** Written task **
Transcribe every line exactly. Leave the pictures behind.

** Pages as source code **
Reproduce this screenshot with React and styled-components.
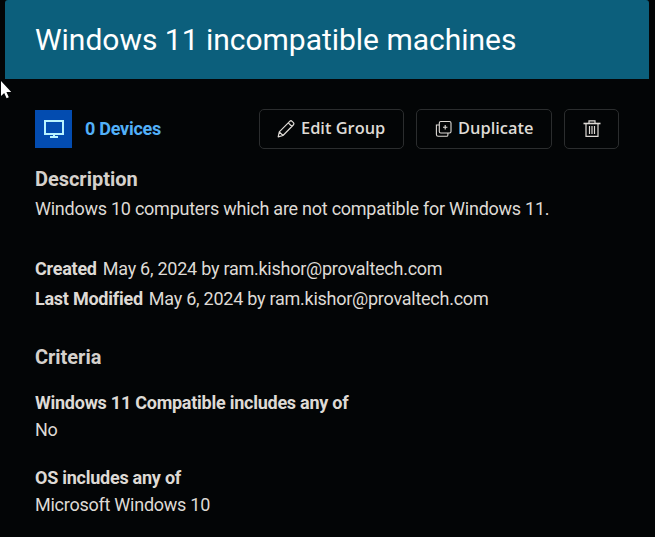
import React from "react";
import styled, { createGlobalStyle } from "styled-components";

const GlobalStyle = createGlobalStyle`
  * { box-sizing: border-box; }
  html, body { margin: 0; background: #030506; }
  body { overflow: hidden; }
`;

const Page = styled.main`
  position: relative;
  width: 655px;
  height: 537px;
  padding: 0 6px 0 5px;
  background: #030506;
  color: #dedad5;
  font-family: Roboto, "Liberation Sans", sans-serif;
  overflow: hidden;
`;

const Header = styled.header`
  display: flex;
  align-items: center;
  height: 79px;
  padding: 0 30px;
  border-radius: 3px 3px 0 0;
  background: #0c5f7c;
`;

const Title = styled.h1`
  margin: 0;
  color: #fff;
  font-size: 30px;
  font-weight: 400;
  line-height: 40px;
  letter-spacing: -0.02px;
  white-space: nowrap;
`;

const Content = styled.div`
  padding: 30px 30px 0;
`;

const Toolbar = styled.div`
  display: flex;
  align-items: center;
  height: 40px;
`;

const DeviceTile = styled.span`
  display: flex;
  width: 37px;
  height: 38px;
  background: #034cb0;
`;

const DeviceCount = styled.span`
  margin-left: 13px;
  padding-bottom: 2px;
  color: #52b0f8;
  font-size: 18px;
  font-weight: 700;
  letter-spacing: -0.25px;
  white-space: nowrap;
`;

const Actions = styled.div`
  display: flex;
  gap: 12px;
  margin-left: auto;
`;

const Button = styled.button`
  display: flex;
  align-items: center;
  width: ${(p) => p.$width}px;
  height: 40px;
  padding: 0 0 0 17px;
  gap: 4px;
  border: 1px solid #2b2d2e;
  border-radius: 5px;
  background: transparent;
  color: #dedad5;
  font: 600 16.4px/24px "Open Sans", sans-serif;
  white-space: nowrap;
`;

const ButtonLabel = styled.span`
  padding-bottom: 2px;
`;

const Heading = styled.h2`
  margin: ${(p) => p.$top}px 0 0;
  color: #d5d1cc;
  font-size: 20px;
  font-weight: 700;
  line-height: 30px;
  letter-spacing: -0.03px;
  white-space: nowrap;
`;

const Line = styled.p`
  margin: ${(p) => p.$top || 0}px 0 0;
  font-size: 18px;
  line-height: ${(p) => p.$height || 30}px;
  letter-spacing: -0.25px;
  white-space: nowrap;
`;

const Label = styled.strong`
  margin-right: ${(p) => p.$gap || 0}px;
  font-weight: 700;
`;

const Cursor = styled.svg`
  position: absolute;
  left: 0;
  top: 80px;
`;

const MonitorIcon = () => (
  <svg width="37" height="38" viewBox="0 0 37 38" fill="none" stroke="#b9f3ff" strokeWidth="2">
    <path d="M10 11h18v13H10zM19 24v3M15 27h8" />
  </svg>
);

const PencilIcon = () => (
  <svg width="20" height="20" viewBox="0 0 20 20" fill="none" stroke="currentColor" strokeWidth="1.2" strokeLinejoin="round">
    <path d="M1.2 17.8l1.1-5L12.7 2.4c.8-.8 1.7-.8 2.4-.1l1.3 1.3c.7.8.7 1.7-.1 2.4L6 16.5zM2.3 12.8L6 16.5M11.3 3.9l3.6 3.6" />
  </svg>
);

const DuplicateIcon = () => (
  <svg width="20" height="20" viewBox="0 0 20 20" fill="none" stroke="currentColor" strokeWidth="1.1">
    <rect x="5.3" y="2.5" width="11.7" height="11.5" rx="1.5" />
    <path d="M11.2 6.1v4.4M9 8.3h4.4M5.3 6H2.4v9.5c0 1.2.6 1.8 1.8 1.8h8.3c1 0 1.4-.4 1.4-1.4V14" />
  </svg>
);

const TrashIcon = () => (
  <svg width="20" height="20" viewBox="0 0 20 20" fill="none" stroke="currentColor">
    <path d="M1.5 4.5h17" strokeWidth="1.6" />
    <path d="M7 4V1.8h6V4M4 5v12.4h12V5M7.5 7v8M10 7v8M12.5 7v8" strokeWidth="1.2" />
  </svg>
);

export default function App() {
  return (
    <>
      <GlobalStyle />
      <Page>
        <Header>
          <Title>Windows 11 incompatible machines</Title>
        </Header>
        <Content>
          <Toolbar>
            <DeviceTile><MonitorIcon /></DeviceTile>
            <DeviceCount>0 Devices</DeviceCount>
            <Actions>
              <Button $width={145}><PencilIcon /><ButtonLabel>Edit Group</ButtonLabel></Button>
              <Button $width={136}><DuplicateIcon /><ButtonLabel>Duplicate</ButtonLabel></Button>
              <Button $width={55} aria-label="Delete group"><TrashIcon /></Button>
            </Actions>
          </Toolbar>
          <Heading $top={15}>Description</Heading>
          <Line>Windows 10 computers which are not compatible for Windows 11.</Line>
          <Line $top={30}><Label $gap={6}>Created</Label>May 6, 2024 by ram.kishor@provaltech.com</Line>
          <Line><Label $gap={6}>Last Modified</Label>May 6, 2024 by ram.kishor@provaltech.com</Line>
          <Heading $top={28}>Criteria</Heading>
          <Line $top={17} $height={27}><Label>Windows 11 Compatible includes any of</Label></Line>
          <Line $height={27}>No</Line>
          <Line $top={21} $height={27}><Label>OS includes any of</Label></Line>
          <Line $height={27}>Microsoft Windows 10</Line>
        </Content>
        <Cursor width="13" height="20" viewBox="0 0 13 20" aria-hidden="true">
          <path d="M1 1v15l3.2-3.1 2.4 5.4 2.2-1-2.4-5.2h4.8z" fill="#fff" />
        </Cursor>
      </Page>
    </>
  );
}
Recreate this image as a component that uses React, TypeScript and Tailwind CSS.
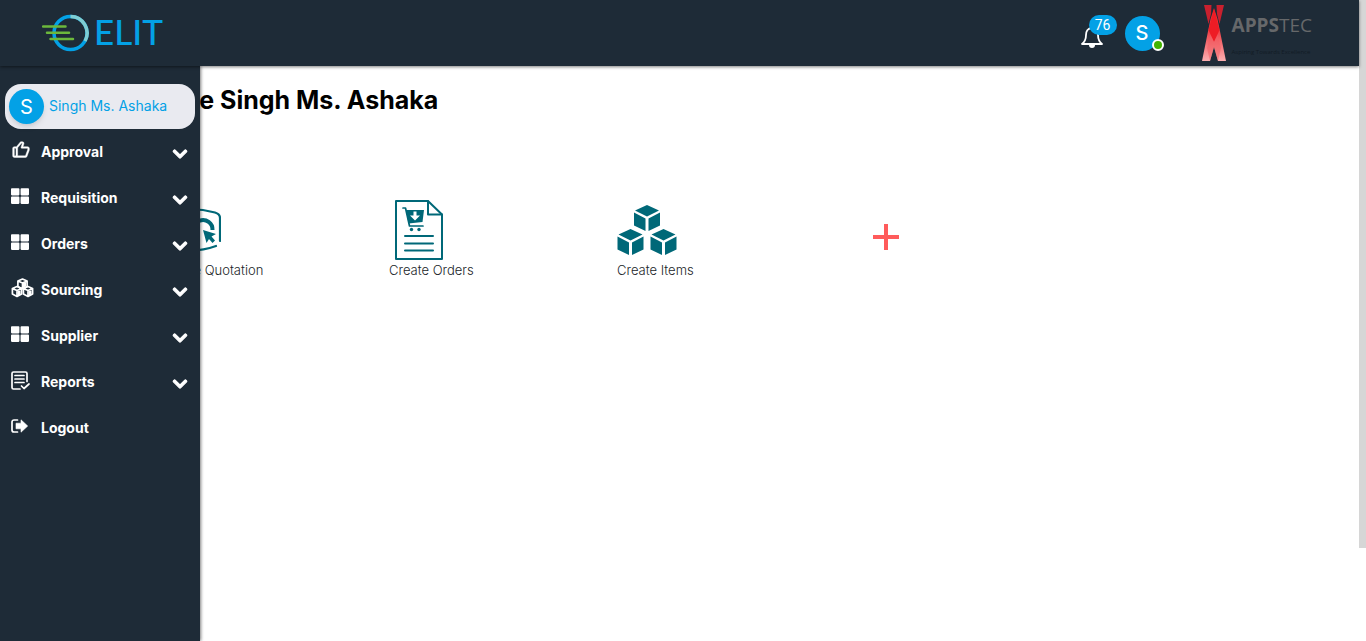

** Task result **
Reproduce this screenshot with React and styled-components.
import React from "react";
import styled, { createGlobalStyle } from "styled-components";

const GlobalStyle = createGlobalStyle`
  * { box-sizing: border-box; }
  html, body { margin: 0; background: #030506; }
  body { overflow: hidden; }
`;

const Page = styled.main`
  position: relative;
  width: 655px;
  height: 537px;
  padding: 0 6px 0 5px;
  background: #030506;
  color: #dedad5;
  font-family: Roboto, "Liberation Sans", sans-serif;
  overflow: hidden;
`;

const Header = styled.header`
  display: flex;
  align-items: center;
  height: 79px;
  padding: 0 30px;
  border-radius: 3px 3px 0 0;
  background: #0c5f7c;
`;

const Title = styled.h1`
  margin: 0;
  color: #fff;
  font-size: 30px;
  font-weight: 400;
  line-height: 40px;
  letter-spacing: -0.02px;
  white-space: nowrap;
`;

const Content = styled.div`
  padding: 30px 30px 0;
`;

const Toolbar = styled.div`
  display: flex;
  align-items: center;
  height: 40px;
`;

const DeviceTile = styled.span`
  display: flex;
  width: 37px;
  height: 38px;
  background: #034cb0;
`;

const DeviceCount = styled.span`
  margin-left: 13px;
  padding-bottom: 2px;
  color: #52b0f8;
  font-size: 18px;
  font-weight: 700;
  letter-spacing: -0.25px;
  white-space: nowrap;
`;

const Actions = styled.div`
  display: flex;
  gap: 12px;
  margin-left: auto;
`;

const Button = styled.button`
  display: flex;
  align-items: center;
  width: ${(p) => p.$width}px;
  height: 40px;
  padding: 0 0 0 17px;
  gap: 4px;
  border: 1px solid #2b2d2e;
  border-radius: 5px;
  background: transparent;
  color: #dedad5;
  font: 600 16.4px/24px "Open Sans", sans-serif;
  white-space: nowrap;
`;

const ButtonLabel = styled.span`
  padding-bottom: 2px;
`;

const Heading = styled.h2`
  margin: ${(p) => p.$top}px 0 0;
  color: #d5d1cc;
  font-size: 20px;
  font-weight: 700;
  line-height: 30px;
  letter-spacing: -0.03px;
  white-space: nowrap;
`;

const Line = styled.p`
  margin: ${(p) => p.$top || 0}px 0 0;
  font-size: 18px;
  line-height: ${(p) => p.$height || 30}px;
  letter-spacing: -0.25px;
  white-space: nowrap;
`;

const Label = styled.strong`
  margin-right: ${(p) => p.$gap || 0}px;
  font-weight: 700;
`;

const Cursor = styled.svg`
  position: absolute;
  left: 0;
  top: 80px;
`;

const MonitorIcon = () => (
  <svg width="37" height="38" viewBox="0 0 37 38" fill="none" stroke="#b9f3ff" strokeWidth="2">
    <path d="M10 11h18v13H10zM19 24v3M15 27h8" />
  </svg>
);

const PencilIcon = () => (
  <svg width="20" height="20" viewBox="0 0 20 20" fill="none" stroke="currentColor" strokeWidth="1.2" strokeLinejoin="round">
    <path d="M1.2 17.8l1.1-5L12.7 2.4c.8-.8 1.7-.8 2.4-.1l1.3 1.3c.7.8.7 1.7-.1 2.4L6 16.5zM2.3 12.8L6 16.5M11.3 3.9l3.6 3.6" />
  </svg>
);

const DuplicateIcon = () => (
  <svg width="20" height="20" viewBox="0 0 20 20" fill="none" stroke="currentColor" strokeWidth="1.1">
    <rect x="5.3" y="2.5" width="11.7" height="11.5" rx="1.5" />
    <path d="M11.2 6.1v4.4M9 8.3h4.4M5.3 6H2.4v9.5c0 1.2.6 1.8 1.8 1.8h8.3c1 0 1.4-.4 1.4-1.4V14" />
  </svg>
);

const TrashIcon = () => (
  <svg width="20" height="20" viewBox="0 0 20 20" fill="none" stroke="currentColor">
    <path d="M1.5 4.5h17" strokeWidth="1.6" />
    <path d="M7 4V1.8h6V4M4 5v12.4h12V5M7.5 7v8M10 7v8M12.5 7v8" strokeWidth="1.2" />
  </svg>
);

export default function App() {
  return (
    <>
      <GlobalStyle />
      <Page>
        <Header>
          <Title>Windows 11 incompatible machines</Title>
        </Header>
        <Content>
          <Toolbar>
            <DeviceTile><MonitorIcon /></DeviceTile>
            <DeviceCount>0 Devices</DeviceCount>
            <Actions>
              <Button $width={145}><PencilIcon /><ButtonLabel>Edit Group</ButtonLabel></Button>
              <Button $width={136}><DuplicateIcon /><ButtonLabel>Duplicate</ButtonLabel></Button>
              <Button $width={55} aria-label="Delete group"><TrashIcon /></Button>
            </Actions>
          </Toolbar>
          <Heading $top={15}>Description</Heading>
          <Line>Windows 10 computers which are not compatible for Windows 11.</Line>
          <Line $top={30}><Label $gap={6}>Created</Label>May 6, 2024 by ram.kishor@provaltech.com</Line>
          <Line><Label $gap={6}>Last Modified</Label>May 6, 2024 by ram.kishor@provaltech.com</Line>
          <Heading $top={28}>Criteria</Heading>
          <Line $top={17} $height={27}><Label>Windows 11 Compatible includes any of</Label></Line>
          <Line $height={27}>No</Line>
          <Line $top={21} $height={27}><Label>OS includes any of</Label></Line>
          <Line $height={27}>Microsoft Windows 10</Line>
        </Content>
        <Cursor width="13" height="20" viewBox="0 0 13 20" aria-hidden="true">
          <path d="M1 1v15l3.2-3.1 2.4 5.4 2.2-1-2.4-5.2h4.8z" fill="#fff" />
        </Cursor>
      </Page>
    </>
  );
}
Recreate this image as a component that uses React, TypeScript and Tailwind CSS.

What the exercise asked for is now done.